Ms Palaszczuk removed Gordon’s status as an ALP MP and although it would have resulted in a by-election and potentially a defeat of her government, called on him to resign. Gordon refused, but is expected to vote with Labor on most legislation; the government should be able to count on at least 45 votes out of 89 in the single chamber Parliament. Despite calls to the contrary, the Premier can’t reject Gordon’s vote. She could achieve the same result by arranging for a Labor MP not to vote, but she shows no intention of doing this. Her position is now less precarious than originally thought. Two Katter Australian Party MPs have indicated they do not wish to bring down the government, who will now no doubt reciprocate on aspects of their agenda.
The most likely way Gordon could lose his seat is if the untested allegations of violence were to result in a successful criminal prosecution with his being sentenced to more than 1 year’s imprisonment. There is one other possibility, but this would be drawing a very long bow. Parliament could expel him on the ground that his conduct makes him unfit to be an MP and that his continuing presence prevents them from exercising their functions with mutual respect, trust and candour; that Parliament has been brought into disrepute and its authority and dignity lowered. That would be a tall order, one difficult to defend in court.
The last federal expulsion (well before the power to do this was abolished) was of Hugh Mahon in 1920, after he denounced the British Empire as this ‘bloody and accursed despotism’. The last expulsion of a state MP was in New South Wales in 1969, following a notorious case which entertained Sydney for two months. It was brought by prominent businessman Alexander Barton against well known Country Party MLC Alexander Armstrong. Armstrong had threatened to murder Barton unless he signed agreements to pay him substantial sums. Armstrong’s credibility as a witness was destroyed when it was revealed he had asked a lady – whom he subsequently married – if she knew anyone who would falsely swear to adultery. Although Armstrong’s expulsion was upheld, comment in a later case suggests judges are inclined to raise the bar. On these facts, an attempt to expel Gordon would probably fail, meaning when it comes to ensuring the accountability of politicians between elections there is a vacuum.
Electors were told some years ago that if only politicians had more time in office they would govern more effectively. But when four year terms were introduced, if anything, the quality of government declined. To ensure good government the people should be able to do what they can when other services are below standard − dismiss the supplier.

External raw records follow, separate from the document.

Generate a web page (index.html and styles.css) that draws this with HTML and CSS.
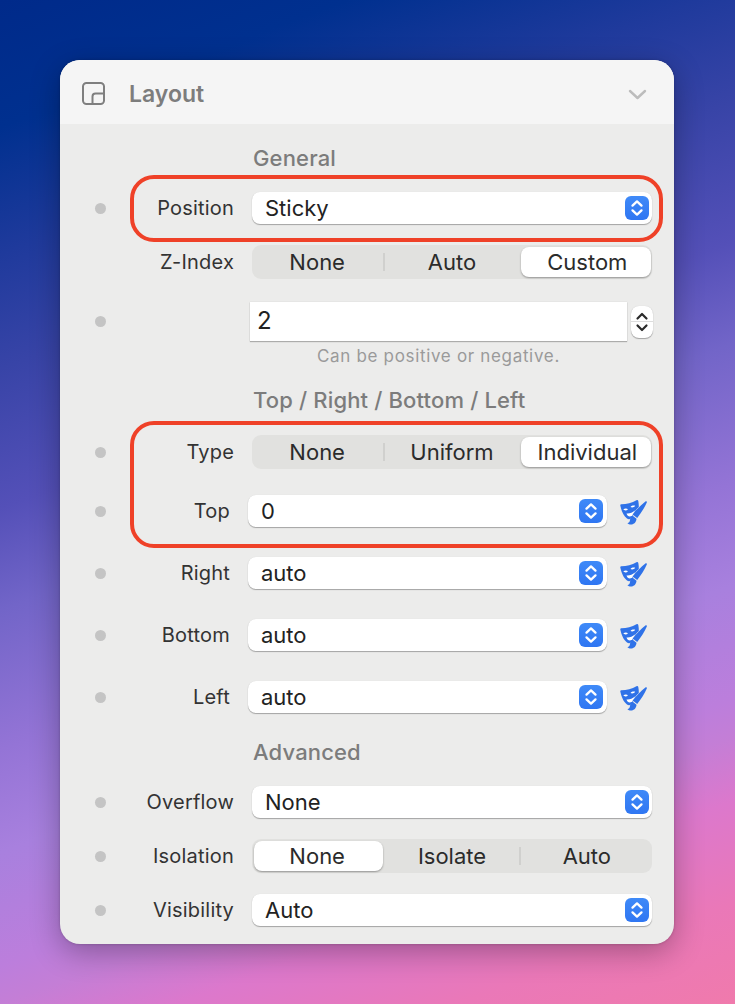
FILE: index.html
```html
<!DOCTYPE html>
<html lang="en">
<head>
    <meta charset="UTF-8">
    <meta name="viewport" content="width=device-width, initial-scale=1.0">
    <title>Layout</title>
    <link rel="stylesheet" href="styles.css">
</head>
<body>
    <svg class="defs" width="0" height="0" aria-hidden="true">
        <symbol id="updown" viewBox="0 0 24 24">
            <path d="M7.500 9.600 12 5.400l4.500 4.200M7.500 14.400 12 18.600l4.500-4.200" fill="none" stroke="#fff" stroke-width="2.300" stroke-linecap="round" stroke-linejoin="round"/>
        </symbol>
        <symbol id="mask" viewBox="0 0 28 28">
            <path fill="#2f72e8" d="M2.500 7.200C7.500 7.200 13 5.600 17.500 3.200c.9-.4 1.600 0 1.800.9.400 2 .6 4.500.5 6.500L12.500 21c-1.500 1.500-3 1.600-4.500.5C4.500 19 2.500 14 1.300 8.600 1.100 7.800 1.600 7.200 2.500 7.200z"/>
            <path fill="#fff" d="M4.200 12.600c1.400-1.200 3.400-1.300 4.800-.4-1.200 1.500-3.400 1.600-4.800.4zM11.500 10c1.200-1.400 3.200-1.800 4.700-1.200-1 1.600-3.200 2.200-4.700 1.200zM7.500 16.500c3 .3 6-.8 8.300-3 0 3-2.500 6-5 6-1.500 0-2.700-1.200-3.300-3z"/>
            <path fill="#2f72e8" stroke="#ececeb" stroke-width="1" paint-order="stroke" d="M26.400 4.400c1-.7 1.900.1 1.400 1.100C25.500 10.800 22 16.200 18.200 21l-4.600-3.600C17.500 12.500 22 8 26.400 4.400z"/>
            <path fill="#2f72e8" d="M13.700 18.700l3.800 3c-.2 3.300-2.500 5.800-5.500 5.800-1.500 0-2.700-.5-3.600-1.300 1.600-.4 2.200-1.200 2.500-2.600.4-2.300 1-4.100 2.800-4.900z"/>
        </symbol>
    </svg>

    <div class="panel">
        <!-- Header -->
        <div class="panel-header">
            <svg class="layout-icon" width="25" height="25" viewBox="0 0 25 25">
                <rect x="2" y="2" width="21" height="21" rx="3.500" fill="none" stroke="#7f7f7f" stroke-width="2"/>
                <path d="M11.500 23v-7.500a3 3 0 0 1 3-3H23" fill="none" stroke="#7f7f7f" stroke-width="2"/>
            </svg>
            <span class="panel-title">Layout</span>
            <svg class="chevron" width="19" height="11" viewBox="0 0 19 11">
                <path d="M2 2l7.500 7L17 2" fill="none" stroke="#bcbcbc" stroke-width="2.400" stroke-linecap="round" stroke-linejoin="round"/>
            </svg>
        </div>

        <div class="panel-body">
            <h3 class="section">General</h3>

            <!-- Position -->
            <div class="highlight mt-21">
                <div class="row h-32">
                    <span class="dot"></span>
                    <label>Position</label>
                    <div class="select">Sticky<span class="stepper"><svg width="24" height="24"><use href="#updown"/></svg></span></div>
                </div>
            </div>

            <div class="row h-34 mt-21">
                <span></span>
                <label>Z-Index</label>
                <div class="segments">
                    <span>None</span>
                    <i class="sep"></i>
                    <span>Auto</span>
                    <span class="on">Custom</span>
                </div>
            </div>

            <div class="row h-39 mt-23">
                <span class="dot"></span>
                <label></label>
                <div class="number-wrap">
                    <div class="number">2</div>
                    <div class="arrows">
                        <svg width="22" height="32" viewBox="0 0 22 32">
                            <path d="M6.500 12.500 11 8l4.500 4.500M6.500 19.500 11 24l4.500-4.500" fill="none" stroke="#2a2a2a" stroke-width="2.200" stroke-linecap="round" stroke-linejoin="round"/>
                        </svg>
                    </div>
                </div>
            </div>
            <p class="hint">Can be positive or negative.</p>

            <h3 class="section mt-22">Top / Right / Bottom / Left</h3>

            <!-- Offsets -->
            <div class="highlight highlight-tall mt-22">
                <div class="row h-34">
                    <span class="dot"></span>
                    <label>Type</label>
                    <div class="segments">
                        <span>None</span>
                        <i class="sep"></i>
                        <span>Uniform</span>
                        <span class="on">Individual</span>
                    </div>
                </div>
                <div class="row row-side h-32 mt-26">
                    <span class="dot"></span>
                    <label>Top</label>
                    <div class="select-wrap">
                        <div class="select">0<span class="stepper"><svg width="24" height="24"><use href="#updown"/></svg></span></div>
                        <svg class="mask" width="28" height="28"><use href="#mask"/></svg>
                    </div>
                </div>
            </div>

            <div class="row row-side h-32 mt-30">
                <span class="dot"></span>
                <label>Right</label>
                <div class="select-wrap">
                    <div class="select">auto<span class="stepper"><svg width="24" height="24"><use href="#updown"/></svg></span></div>
                    <svg class="mask" width="28" height="28"><use href="#mask"/></svg>
                </div>
            </div>
            <div class="row row-side h-32 mt-30">
                <span class="dot"></span>
                <label>Bottom</label>
                <div class="select-wrap">
                    <div class="select">auto<span class="stepper"><svg width="24" height="24"><use href="#updown"/></svg></span></div>
                    <svg class="mask" width="28" height="28"><use href="#mask"/></svg>
                </div>
            </div>
            <div class="row row-side h-32 mt-30">
                <span class="dot"></span>
                <label>Left</label>
                <div class="select-wrap">
                    <div class="select">auto<span class="stepper"><svg width="24" height="24"><use href="#updown"/></svg></span></div>
                    <svg class="mask" width="28" height="28"><use href="#mask"/></svg>
                </div>
            </div>

            <h3 class="section mt-26">Advanced</h3>

            <div class="row h-32 mt-21">
                <span class="dot"></span>
                <label>Overflow</label>
                <div class="select">None<span class="stepper"><svg width="24" height="24"><use href="#updown"/></svg></span></div>
            </div>
            <div class="row h-34 mt-21">
                <span class="dot"></span>
                <label>Isolation</label>
                <div class="segments">
                    <span class="on">None</span>
                    <span>Isolate</span>
                    <i class="sep"></i>
                    <span>Auto</span>
                </div>
            </div>
            <div class="row h-32 mt-21">
                <span class="dot"></span>
                <label>Visibility</label>
                <div class="select">Auto<span class="stepper"><svg width="24" height="24"><use href="#updown"/></svg></span></div>
            </div>
        </div>
    </div>
</body>
</html>
```

FILE: styles.css
```css
html, body {
    height: 100%;
}
body {
    margin: 0;
    padding: 60px 0 0 60px;
    box-sizing: border-box;
    font-family: Inter, "Liberation Sans", sans-serif;
    color: #2b2b2b;
    overflow: hidden;
    background: linear-gradient(160deg,
        #002a8a 0%, #00308f 10%, #1f3a9c 20%, #3844a7 29%, #5450b8 40%,
        #7265c8 48%, #9474d6 59%, #a880de 67%, #bc7edc 76%, #c47ed6 79%,
        #dc78cc 84%, #ea78b8 92%, #f07aac 100%);
}
.defs {
    position: absolute;
}

.panel {
    width: 614px;
    height: 884px;
    border-radius: 20px;
    overflow: hidden;
    background-color: #ececeb;
    box-shadow: 0 8px 30px rgba(0, 0, 0, 0.3), 0 0 3px rgba(0, 0, 0, 0.2);
}
.panel-header {
    height: 64px;
    box-sizing: border-box;
    background-color: #f5f5f5;
    display: flex;
    align-items: center;
    padding: 3px 27px 0 21px;
}
.layout-icon {
    margin-right: 23px;
}
.panel-title {
    font-size: 23px;
    font-weight: 600;
    color: #7d7d7d;
    flex: 1;
}
.chevron {
    margin-top: 1px;
}

.panel-body {
    padding: 21px 22px 18px 35px;
}
.section {
    height: 26px;
    line-height: 26px;
    margin: 0 0 0 158px;
    font-size: 22px;
    font-weight: 500;
    letter-spacing: 0.15px;
    color: #7c7c7c;
}

/* Rows */
.row {
    display: grid;
    grid-template-columns: 11px 128px 1fr;
    align-items: center;
}
.row-side label {
    padding-right: 4px;
}
.h-32 { height: 32px; }
.h-34 { height: 34px; }
.h-39 { height: 39px; }
.mt-21 { margin-top: 21px; }
.mt-22 { margin-top: 22px; }
.mt-23 { margin-top: 23px; }
.mt-26 { margin-top: 26px; }
.mt-30 { margin-top: 30px; }

.dot {
    width: 11px;
    height: 11px;
    border-radius: 50%;
    background-color: #c4c4c4;
}
label {
    text-align: right;
    font-size: 20px;
    letter-spacing: 0.2px;
    color: #333;
}

/* Select */
.select {
    height: 32px;
    margin-left: 18px;
    padding: 0 3px 0 13px;
    display: flex;
    align-items: center;
    justify-content: space-between;
    background-color: #fff;
    border-radius: 8px;
    font-size: 22px;
    color: #222;
    box-shadow: 0 1px 1px rgba(0, 0, 0, 0.3), 0 0 1px rgba(0, 0, 0, 0.1);
}
.stepper {
    width: 24px;
    height: 24px;
    border-radius: 6px;
    background: linear-gradient(#3f8af8, #2f76f2);
    display: block;
}
.stepper svg {
    display: block;
}
.select-wrap {
    display: flex;
    align-items: center;
    margin-left: 14px;
}
.select-wrap .select {
    flex: 1;
    margin-left: 0;
    padding-right: 4px;
}
.mask {
    margin-left: 12px;
    margin-right: 5px;
    flex: none;
}

/* Segmented control */
.segments {
    height: 34px;
    margin-left: 18px;
    display: grid;
    grid-template-columns: 1fr 1fr 1fr;
    position: relative;
    background-color: #e1e1df;
    border-radius: 9px;
    font-size: 22px;
    color: #2b2b2b;
}
.segments span {
    display: flex;
    align-items: center;
    justify-content: center;
}
.segments span:first-child {
    padding-right: 3px;
}
.segments span:last-child {
    padding-left: 3px;
}
.segments .on {
    margin: 2px 1px 2px 2px;
    background-color: #fff;
    border-radius: 8px;
    box-shadow: 0 1px 2px rgba(0, 0, 0, 0.35);
}
.segments .on:first-child {
    margin-right: 2px;
}
.sep {
    position: absolute;
    top: 8px;
    width: 2px;
    height: 18px;
    left: 131px;
    background-color: #d0d0ce;
}
.on + span + .sep {
    left: 267px;
}

/* Number input */
.number-wrap {
    display: flex;
    align-items: center;
    margin-left: 16px;
}
.number {
    width: 377px;
    height: 39px;
    line-height: 38px;
    box-sizing: border-box;
    padding-left: 7px;
    background-color: #fff;
    font-size: 24px;
    color: #222;
    box-shadow: 0 1px 1px rgba(0, 0, 0, 0.25), 0 0 1px rgba(0, 0, 0, 0.15);
}
.arrows {
    width: 22px;
    height: 32px;
    margin-left: 4px;
    background-color: #fff;
    border-radius: 8px;
    box-shadow: 0 1px 1px rgba(0, 0, 0, 0.3), 0 0 1px rgba(0, 0, 0, 0.15);
    background-image: linear-gradient(#ddd, #ddd);
    background-size: 100% 1px;
    background-position: center;
    background-repeat: no-repeat;
}
.arrows svg {
    display: block;
}
.hint {
    margin: 6px 0 0 222px;
    height: 18px;
    line-height: 18px;
    font-size: 17px;
    letter-spacing: 0.67px;
    color: #9a9a9a;
}

/* Red outline around the highlighted rows */
.highlight {
    position: relative;
}
.highlight::after {
    content: "";
    position: absolute;
    top: -17px;
    bottom: -18px;
    left: 35px;
    right: -11px;
    border: 4px solid #ef4128;
    border-radius: 24px;
    pointer-events: none;
}
.highlight-tall::after {
    top: -14px;
    bottom: -21px;
}
```
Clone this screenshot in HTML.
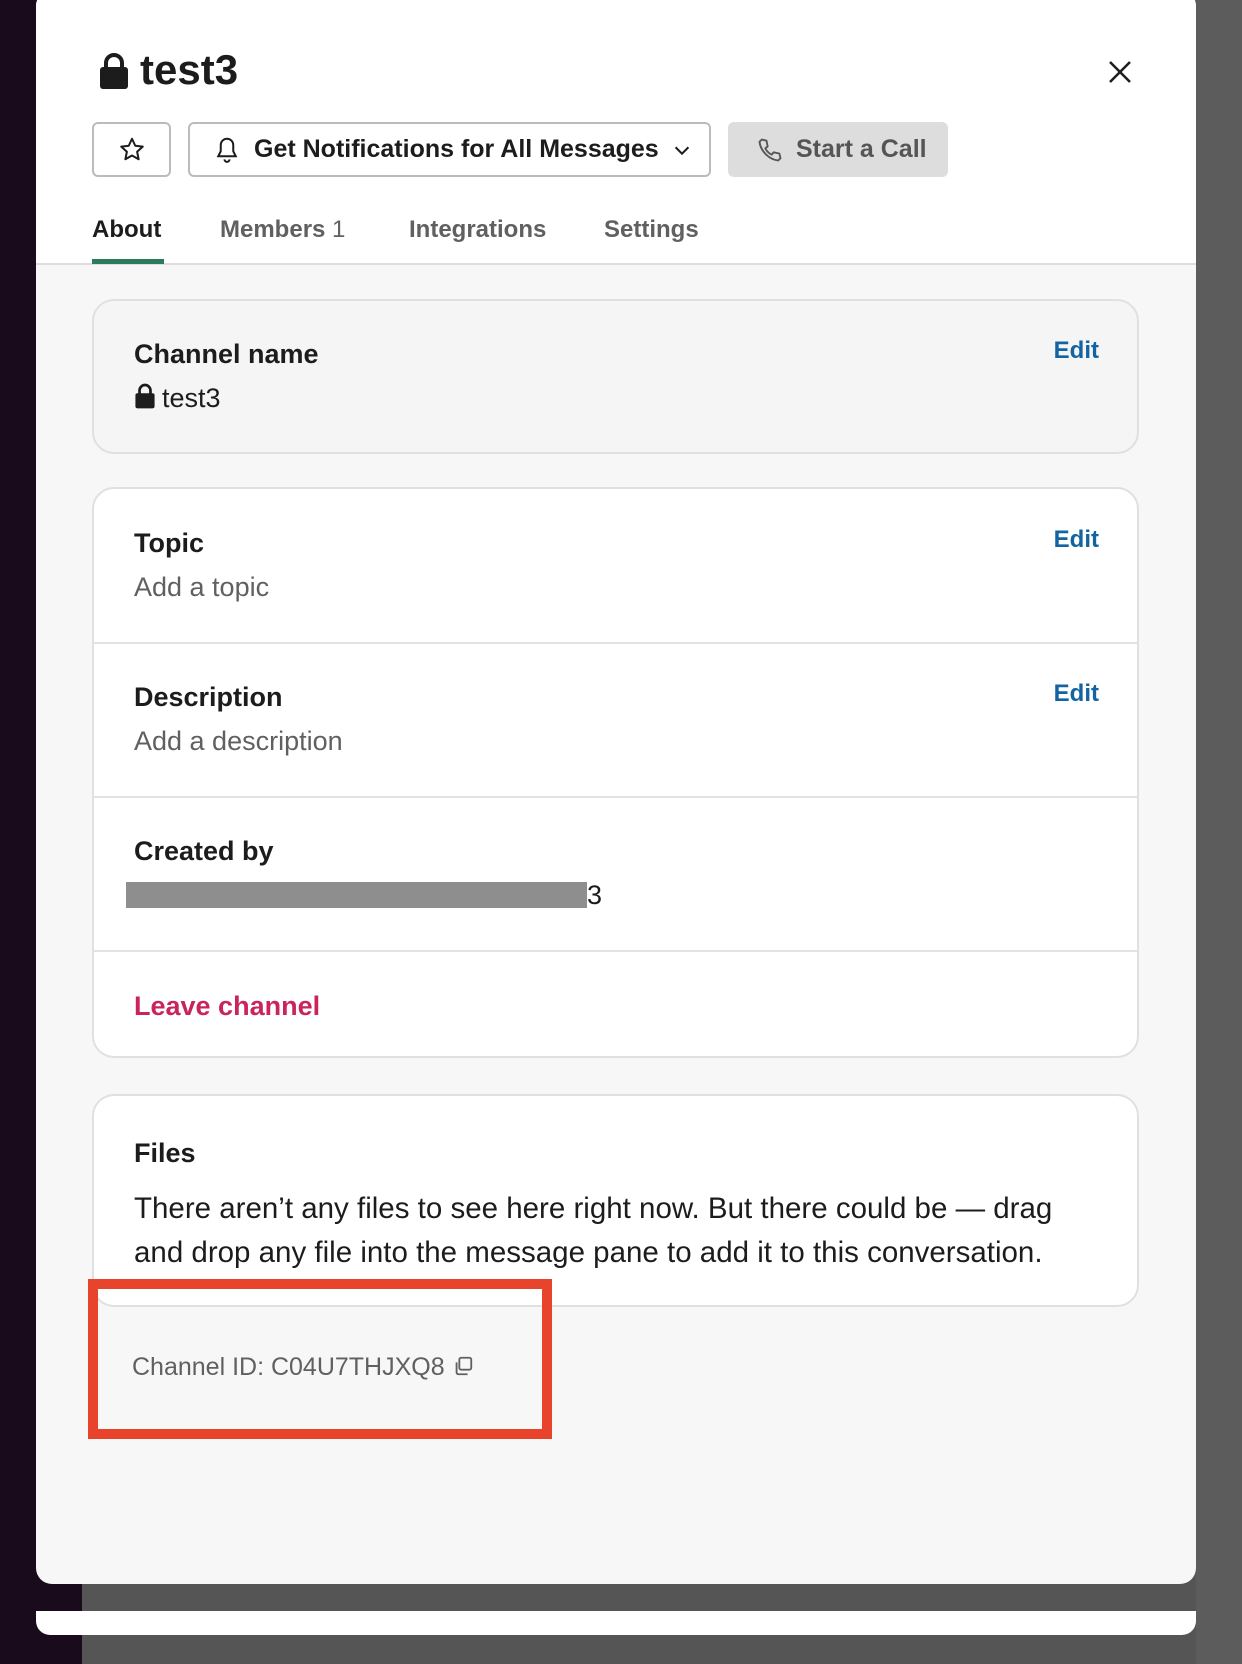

Take, for example, the Whitlam government. There were widespread calls for an early election in 1975. Without a resignation, this could only be achieved by withholding supply and compelling the Governor-General to act. Although seriously attempted 170 times by Labor, its use against Whitlam led to enormous bitterness and division.
It would be far better in this and such cases as Billy Gordon’s or Craig Thomson’s if the people could have had recourse to those recall elections about which NSW Premier Barry O’Farrell was once so enthusiastic. He even borrowed words from Abraham Lincoln to declare that recall elections would ensure that ‘government of the people, by the people, for the people shall not perish on the earth.’ His enthusiasm cooled after he won the 2011 election and a carefully selected panel actually recommended, 2:3, in favour of recall elections. Nothing further was heard about this until some months later when a listener asked 2GB’s Alan Jones about recall elections. On his inquiry, the premier’s office said these were not taken up because the panel had recommended against them.
Recall elections are well known in other countries, especially in a number of US states and in one Canadian province, demonstrating their compatibility with the Westminster system. Despite the low number needed to trigger a recall election in some Swiss cantons, ranging from 30,000 down to as low as 600 in smaller ones, they are rarely used. This is probably because Swiss voters can directly initiate legislation through citizen initiated referendums (CIR).
A petition for a recall election must be signed by a minimum number of voters, preferably a percentage of the electorate. This should be high enough to prevent any abuse of the process by frivolous petitions, but not too high. After all, signing a petition is a very public act, and far more serious than giving an anonymous opinion in a poll. Many people will be reluctant to sign for that reason.
In the US a successful recall petition usually requires more signatures than a CIR petition, and ranges from a high of 40 per cent down to 12 per cent. Australia’s federation was achieved under the Corowa Plan which required a directly elected convention and an understanding its recommendations would be put to a referendum.Premier Palaszczuk’s best course of action would be to persuade the PM, her fellow Premiers and Chief Ministers that this − and other significant constitutional issues −be referred to an elected and unpaid convention operating outside of the usual political hot house.